Sunday, June 26, 2011

Pound Cake - the classic recipe


Pound cake has earned its centuries-long popularity. It owes its name to the traditional ingredient - one pound each of flour, butter, sugar, and eggs- which remain essentially the same today. As for all my recipes, I tend to air on the lighter side on sugar and butter. Instead of using all the butter the recipe calls for I used 1/2 cup sour cream in place of 1 stick of butter so that the cake remain airy and rich, not tough a dense. I also cut the sugar by 1/4 as my mom doesn't like it too sweet.

The recipe I have below is the classic recipe. I know no matter how pure and wholly satisfying the original, variations are too tempting to resist. You can feel free to dress up the classic version in creative ways, with sprinkled toppings, adding fruits such as blueberries, and easy glazes and saurces. Since I am making this for my mom's teacher, I am staying conservative to only adding peacan to the classic recipe.

Note that the below recipe makes a delicious tranditional pound cake, and it's also the base for inventive variations.
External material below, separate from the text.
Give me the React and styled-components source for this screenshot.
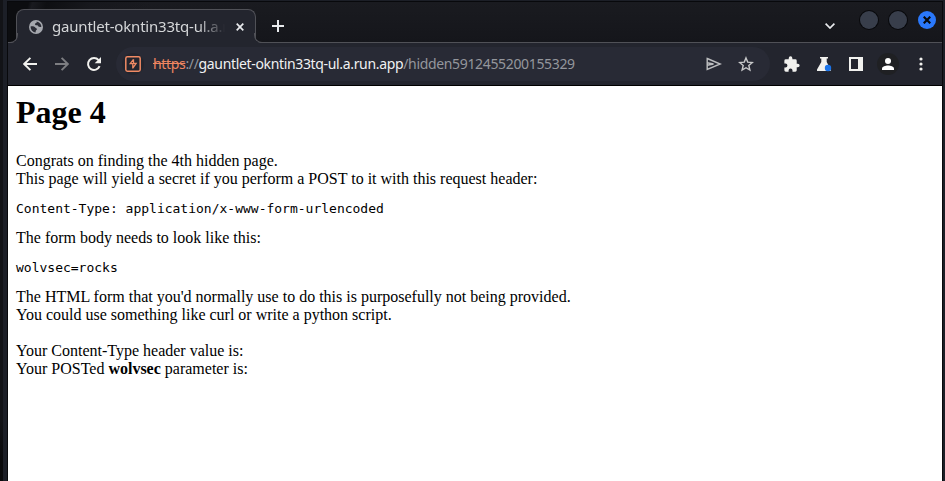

Recipe makes two 5-by-9-inch loaf pans.

Ingredients:
-1 pound (31/4 cups) all-purpose flour
-1 tablespoon coarse salt
-3 stick of softened unsalted butter
-1/2 cup sour cream (non-fat)
-1 1/2 cup of sugar

-1 teaspoon pure vanilla extract
-9 large egg (room temperature)
-1/2 cup toasted peacan

Procedures:
*Preheat over to 325 degree, butter two 5-by-9-inch loaf pans.
1) Combine the flour and salt in a bowl (see number 2 below)
2) Cream the softened butter, sour cream, and sugar with a mixer on high speed until pale and fluffy, for 8 minutes
3) Scape down sides of bowl, reduce speed to medium and add in the vanilla extract
4) Lightly beat 9 large, room-temperature eggs, and add in 4 additions, mixing thoroughly after each and scraping down sides
5) Reduce speed to low, and add flour mixture in 4 additions, mixing until just incorporated
6) add in the peacan until incorporated
6) divide batter between pans. Tap on counter to distribute and smooth tops.

Bake until a tester inserted into center of each cake comes out clean, about 65 minutes. Let cool in pans on a wire rack for another 30 minutes before removing from pans.


This is the end product. I didn't use my usual loaf pan because we had to give it to the teachers. So use the paper container I got from Daiso. Still works!